Short exercise:
Search the material for the word "styles" and copy each line that holds it.

Recorded data:
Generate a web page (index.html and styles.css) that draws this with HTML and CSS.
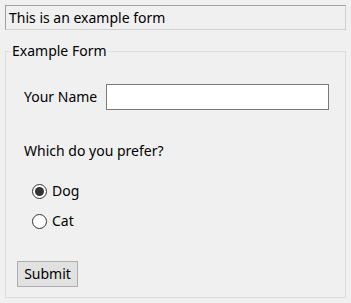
FILE: index.html
```html
<!DOCTYPE html>
<html>
  <head>
    <title>Example Form</title>
    <link rel="stylesheet" href="styles.css">
  </head>
  <body>
    <div class="caption">This is an example form</div>

    <fieldset class="form-box">
      <legend>Example Form</legend>

      <div class="name-row">
        <label for="name">Your Name</label>
        <input type="text" id="name">
      </div>

      <p class="question">Which do you prefer?</p>

      <label class="choice"><input type="radio" name="pet" value="dog" checked> Dog</label>
      <label class="choice"><input type="radio" name="pet" value="cat"> Cat</label>

      <button type="button" class="submit">Submit</button>
    </fieldset>
  </body>
</html>
```

FILE: styles.css
```css
* {
  box-sizing: border-box;
}

body {
  margin: 0;
  padding: 5px;
  background: #f0f0f0;
  font-family: "Noto Sans", sans-serif;
  font-size: 14px;
  line-height: 20px;
  color: #000;
}

.caption {
  height: 25px;
  line-height: 23px;
  padding-left: 3px;
  border: 1px solid #a0a0a0;
  border-right-color: #d0d0d0;
  border-bottom-color: #d0d0d0;
}

.form-box {
  margin: 11px 0 0;
  padding: 0 11px 10px;
  border: 1px solid #dcdcdc;
  width: 341px;
}

.form-box legend {
  padding: 0 2px;
  margin-left: -7px;
  line-height: 20px;
}

.name-row {
  display: flex;
  align-items: center;
  gap: 8px;
  margin: 23px 0 0 7px;
}

.name-row label {
  flex: none;
  width: 74px;
  white-space: nowrap;
}

.name-row input {
  flex: none;
  width: 223px;
  height: 26px;
  margin: 0;
  padding: 0 3px;
  border: 1px solid #7a7a7a;
  background: #fff;
  font: inherit;
}

.question {
  margin: 31px 0 0 7px;
}

.choice {
  display: flex;
  align-items: center;
  gap: 5px;
  margin: 20px 0 0 15px;
  height: 20px;
}

.choice + .choice {
  margin-top: 10px;
}

.choice input {
  appearance: none;
  margin: 0;
  width: 15px;
  height: 15px;
  border: 1px solid #333;
  border-radius: 50%;
  background: #fff;
  display: grid;
  place-items: center;
}

.choice input:checked::before {
  content: "";
  width: 9px;
  height: 9px;
  border-radius: 50%;
  background: #333;
}

.submit {
  display: block;
  margin-top: 30px;
  width: 61px;
  height: 26px;
  padding: 0;
  border: 1px solid #adadad;
  background: #e1e1e1;
  color: #000;
  font: inherit;
}
```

Result for this task:
Generate a web page (index.html and styles.css) that draws this with HTML and CSS.
    <link rel="stylesheet" href="styles.css">
FILE: styles.css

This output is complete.